Activation energy — the minimum energy needed for a reaction to start.
Reaction profile — a diagram showing the energy of reactants and products through a reaction.
Bond energy — the energy needed to break (or released when making) one mole of a particular bond.
Conservation of energy — energy is not created or destroyed, only transferred.
Core concepts
Exothermic and endothermic reactions
In an exothermic reaction, energy is transferred to the surroundings, usually as heat, so the temperature of the surroundings rises. Examples include combustion, neutralisation, and many oxidation reactions. In an endothermic reaction, energy is taken in from the surroundings, so the temperature falls. Examples include thermal decomposition and the reaction of citric acid with sodium hydrogen carbonate.
Reaction profiles
A reaction profile shows how energy changes during a reaction. For an exothermic reaction, the products are at a lower energy than the reactants, so energy is released; the overall energy change is negative. For an endothermic reaction, the products are at a higher energy than the reactants. In both cases there is an energy "hump" between reactants and products — the activation energy, the minimum energy needed for the reaction to start (to break the initial bonds).
Activation energy
The activation energy is the minimum energy that colliding particles must have to react. A higher activation energy means fewer collisions are successful, so the reaction is slower. A catalyst works by providing an alternative pathway with a lower activation energy, speeding up the reaction.
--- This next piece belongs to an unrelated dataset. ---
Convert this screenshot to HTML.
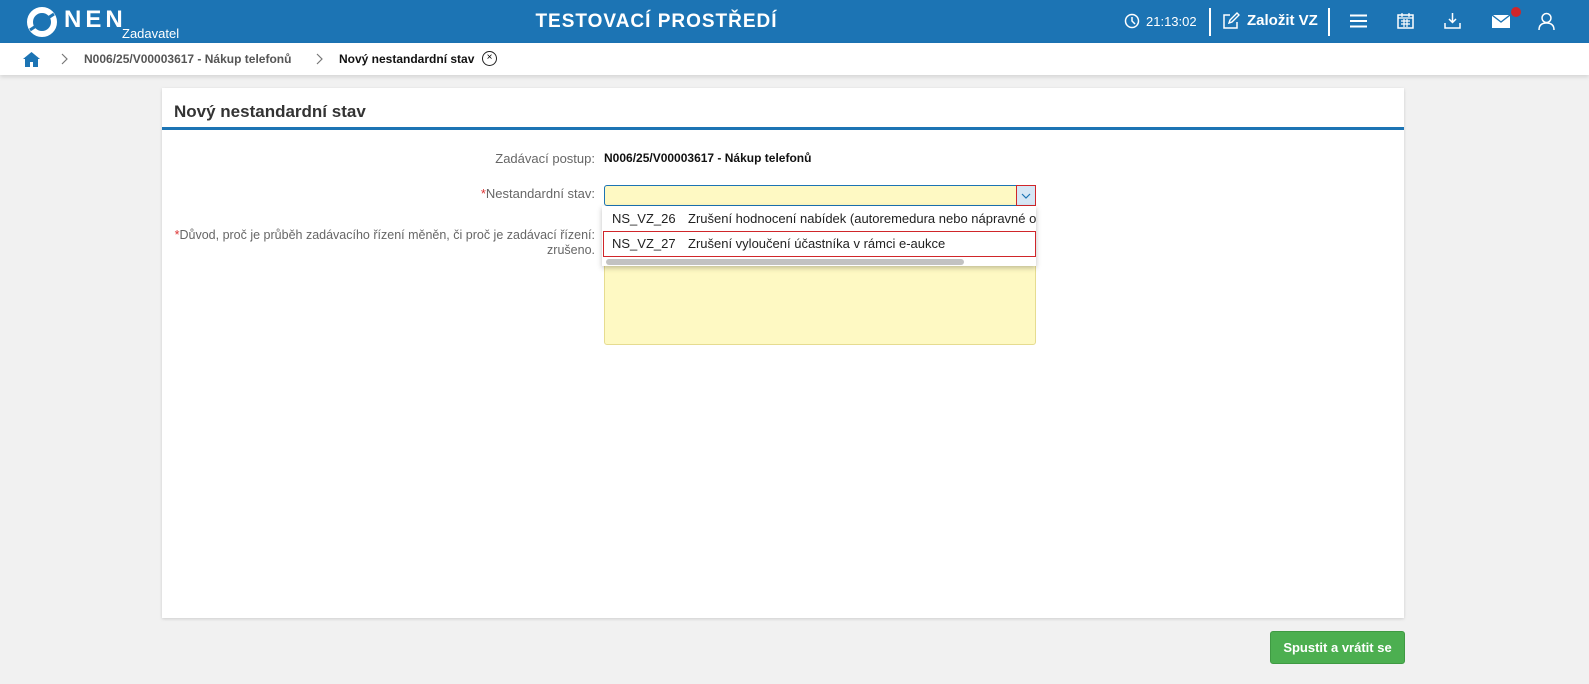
<!DOCTYPE html>
<html><head><meta charset="utf-8"><style>
*{box-sizing:border-box;margin:0;padding:0}
body{width:1589px;height:684px;background:#f1f1f1;font-family:"Liberation Sans",sans-serif;position:relative;overflow:hidden}
.top{position:absolute;left:0;top:0;width:1589px;height:43px;background:#1c74b4;color:#fff}
.ab{position:absolute}
.bc{position:absolute;left:0;top:43px;width:1589px;height:32px;background:#fff;box-shadow:0 2px 4px rgba(0,0,0,.12);font-size:12px;font-weight:bold}
.card{position:absolute;left:162px;top:88px;width:1242px;height:530px;background:#fff;box-shadow:0 1px 3px rgba(0,0,0,.15)}
.lbl{position:absolute;font-size:13px;color:#666;text-align:right;white-space:nowrap}
.req{color:#d33}
</style></head><body>
<div class="top">
 <svg class="ab" style="left:26px;top:6px" width="32" height="32" viewBox="0 0 32 32"><circle cx="16" cy="16" r="12" fill="none" stroke="#fff" stroke-width="6"/><path d="M4 24 L28 8" stroke="#1c74b4" stroke-width="3"/></svg>
 <div class="ab" style="left:64px;top:6px;font-size:24px;font-weight:bold;letter-spacing:4px">NEN</div>
 <div class="ab" style="left:122px;top:26px;font-size:13px">Zadavatel</div>
 <div class="ab" style="left:0;width:1313px;text-align:center;top:11px;font-size:19px;font-weight:bold;letter-spacing:1px">TESTOVACÍ PROSTŘEDÍ</div>
 <svg class="ab" style="left:1124px;top:13px" width="16" height="16" viewBox="0 0 16 16"><circle cx="8" cy="8" r="6.5" fill="none" stroke="#fff" stroke-width="1.5"/><path d="M8 4v4l3 3" stroke="#fff" stroke-width="1.5" fill="none"/></svg>
 <div class="ab" style="left:1146px;top:14px;font-size:13px">21:13:02</div>
 <div class="ab" style="left:1209px;top:8px;width:2px;height:28px;background:#fff"></div>
 <svg class="ab" style="left:1222px;top:12px" width="18" height="18" viewBox="0 0 18 18"><path d="M8 3H2v13h13V10" fill="none" stroke="#fff" stroke-width="1.5"/><path d="M7 11l1-3 7-7 2 2-7 7z" fill="none" stroke="#fff" stroke-width="1.4"/></svg>
 <div class="ab" style="left:1247px;top:12px;font-size:15px;font-weight:bold">Založit VZ</div>
 <div class="ab" style="left:1328px;top:8px;width:2px;height:28px;background:#fff"></div>
 <svg class="ab" style="left:1350px;top:14px" width="17" height="14"><path d="M0 1.5h17M0 7h17M0 12.5h17" stroke="#fff" stroke-width="2"/></svg>
 <svg class="ab" style="left:1397px;top:12px" width="17" height="17" viewBox="0 0 17 17"><rect x="1" y="3" width="15" height="13" fill="none" stroke="#fff" stroke-width="1.5"/><path d="M1 6h15M5 1v4M12 1v4M4 9h9M4 12h9M7 7v8M10 7v8" stroke="#fff" stroke-width="1.2"/></svg>
 <svg class="ab" style="left:1444px;top:12px" width="17" height="18" viewBox="0 0 17 18"><path d="M8.5 1v9M5 7l3.5 3.5L12 7M1 11v5h15v-5" fill="none" stroke="#fff" stroke-width="1.5"/></svg>
 <svg class="ab" style="left:1492px;top:15px" width="18" height="13"><rect x="0" y="0" width="18" height="13" fill="#fff"/><path d="M0 0l9 7 9-7" fill="none" stroke="#1c74b4" stroke-width="1.3"/></svg>
 <div class="ab" style="left:1511px;top:7px;width:10px;height:10px;border-radius:50%;background:#d0262a"></div>
 <svg class="ab" style="left:1538px;top:12px" width="17" height="19" viewBox="0 0 17 19"><circle cx="8.5" cy="6" r="4.5" fill="none" stroke="#fff" stroke-width="1.5"/><path d="M1 18c0-5 3-7 7.5-7s7.5 2 7.5 7" fill="none" stroke="#fff" stroke-width="1.5"/></svg>
</div>
<div class="bc">
 <svg class="ab" style="left:23px;top:8px" width="17" height="16" viewBox="0 0 17 16"><path d="M8.5 1L0 8h2v8h5v-5h3v5h5V8h2z" fill="#1c74b4"/></svg>
 <svg class="ab" style="left:61px;top:10px" width="8" height="12"><path d="M1 1l5 5-5 5" fill="none" stroke="#777" stroke-width="1.2"/></svg>
 <div class="ab" style="left:84px;top:9px;color:#555">N006/25/V00003617 - Nákup telefonů</div>
 <svg class="ab" style="left:316px;top:10px" width="8" height="12"><path d="M1 1l5 5-5 5" fill="none" stroke="#777" stroke-width="1.2"/></svg>
 <div class="ab" style="left:339px;top:9px;color:#111">Nový nestandardní stav</div>
 <div class="ab" style="left:482px;top:8px;width:15px;height:15px;border:1.3px solid #222;border-radius:50%;font-size:10px;text-align:center;line-height:12px;font-weight:normal">×</div>
</div>
<div class="card">
 <div class="ab" style="left:12px;top:14px;font-size:17px;font-weight:bold;color:#333">Nový nestandardní stav</div>
 <div class="ab" style="left:0;top:39px;width:1242px;height:3px;background:#1c74b4"></div>
 <div class="lbl" style="right:809px;top:63px">Zadávací postup:</div>
 <div class="ab" style="left:442px;top:63px;font-size:12px;font-weight:bold;color:#111">N006/25/V00003617 - Nákup telefonů</div>
 <div class="lbl" style="right:809px;top:98px"><span class="req">*</span>Nestandardní stav:</div>
 <div class="ab" style="left:442px;top:97px;width:432px;height:21px;background:#fef9c3;border:1px solid #1c74b4;border-radius:3px"></div>
 <div class="ab" style="left:854px;top:97px;width:20px;height:21px;background:#d6e6f5;border:1px solid #d0262a"><svg width="18" height="19"><path d="M5 8l4 4 4-4" fill="none" stroke="#1c74b4" stroke-width="1.2"/></svg></div>
 <div class="lbl" style="right:809px;top:140px;line-height:15px;font-size:12.5px"><span class="req">*</span>Důvod, proč je průběh zadávacího řízení měněn, či proč je zadávací řízení:<br>zrušeno.</div>
 <div class="ab" style="left:442px;top:140px;width:432px;height:117px;background:#fef9c3;border:1px solid #e6dc90;border-radius:3px"></div>
 <div class="ab" style="left:440px;top:118px;width:434px;height:60px;background:#fff;box-shadow:0 2px 5px rgba(0,0,0,.25);font-size:13px;color:#222;overflow:hidden">
  <div class="ab" style="left:10px;top:5px">NS_VZ_26</div>
  <div class="ab" style="left:86px;top:5px;white-space:nowrap">Zrušení hodnocení nabídek (autoremedura nebo nápravné opatření)</div>
  <div class="ab" style="left:1px;top:25px;width:433px;height:26px;border:1px solid #d0262a"></div>
  <div class="ab" style="left:10px;top:30px">NS_VZ_27</div>
  <div class="ab" style="left:86px;top:30px">Zrušení vyloučení účastníka v rámci e-aukce</div>
  <div class="ab" style="left:4px;top:53px;width:358px;height:6px;background:#c2c2c2;border-radius:3px"></div>
 </div>
</div>
<div class="ab" style="left:1270px;top:631px;width:135px;height:33px;background:#4caf50;border:1px solid #3f9a43;border-radius:3px;color:#fff;font-size:13px;font-weight:bold;text-align:center;line-height:31px">Spustit a vrátit se</div>
</body></html>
Bond breaking and bond making
Chemical reactions involve breaking bonds in the reactants and making new bonds in the products:
- Breaking bonds is endothermic — energy must be supplied.
- Making bonds is exothermic — energy is released.
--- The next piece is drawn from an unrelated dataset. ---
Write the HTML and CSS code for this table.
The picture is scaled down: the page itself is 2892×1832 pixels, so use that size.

If more energy is released making bonds than is used breaking them, the reaction is exothermic. If more energy is needed to break bonds than is released making them, the reaction is endothermic.
Calculating energy change from bond energies
The overall energy change can be calculated as:
Energy change = (energy to break bonds in reactants) − (energy released making bonds in products)
A negative value means exothermic; a positive value means endothermic. Use the bond energies given in the question.
Everyday applications
Exothermic reactions are used in self-heating cans and hand warmers. Endothermic reactions are used in instant cold packs for sports injuries, which take in heat and feel cold.
Worked examples
Example 1: Classifying a reaction
A reaction causes the temperature of the surroundings to fall. Is it exothermic or endothermic?
A fall in temperature means heat is taken in from the surroundings, so it is endothermic.
Example 2: Bond energy calculation
For a reaction, breaking bonds needs 1000 kJ and making bonds releases 1200 kJ. What is the energy change?
Energy change = 1000 − 1200 = −200 kJ. The negative value means the reaction is exothermic.
Example 3: Role of a catalyst
How does a catalyst affect the reaction profile?
A catalyst lowers the activation energy (a smaller "hump") by providing an alternative pathway, so the reaction is faster, but the overall energy change is unchanged.
Common mistakes and how to avoid them
Mixing up exothermic and endothermic. Exothermic = energy out, surroundings warm; endothermic = energy in, surroundings cool.
Getting bond energy logic backwards. Breaking bonds takes in energy; making bonds releases energy.
Sign errors in calculations. Energy change = bonds broken − bonds made; negative = exothermic.
Forgetting activation energy. Both reaction types have an activation energy "hump" at the start.
Saying a catalyst changes the energy change. It only lowers activation energy, not the overall energy change.
Exam technique for Energy Changes
State the direction of energy transfer and the temperature change for the surroundings.
Draw and label reaction profiles, marking reactants, products, activation energy and the overall energy change.
Apply the bond energy rule — breaking is endothermic, making is exothermic.
Calculate energy changes as bonds broken minus bonds made, with the correct sign.
Link catalysts to lower activation energy, not to the overall energy change.
Quick revision summary
Every reaction has an energy change. Exothermic reactions release energy to the surroundings (temperature rises) — combustion, neutralisation, oxidation. Endothermic reactions take in energy (temperature falls) — thermal decomposition. On a reaction profile, exothermic reactions show products lower than reactants (negative overall change) and endothermic reactions show products higher; both have an activation energy "hump" — the minimum energy to start the reaction. At the molecular level, breaking bonds is endothermic (energy supplied) and making bonds is exothermic (energy released); the reaction is exothermic if more energy is released making bonds than is used breaking them. Calculate the overall change as bonds broken − bonds made (negative = exothermic). A catalyst lowers the activation energy by offering an alternative pathway, speeding up the reaction without changing the overall energy change. Everyday uses include exothermic hand warmers and endothermic cold packs. Classify reactions correctly, draw and label profiles, apply the bond-energy rule, and watch your signs in calculations.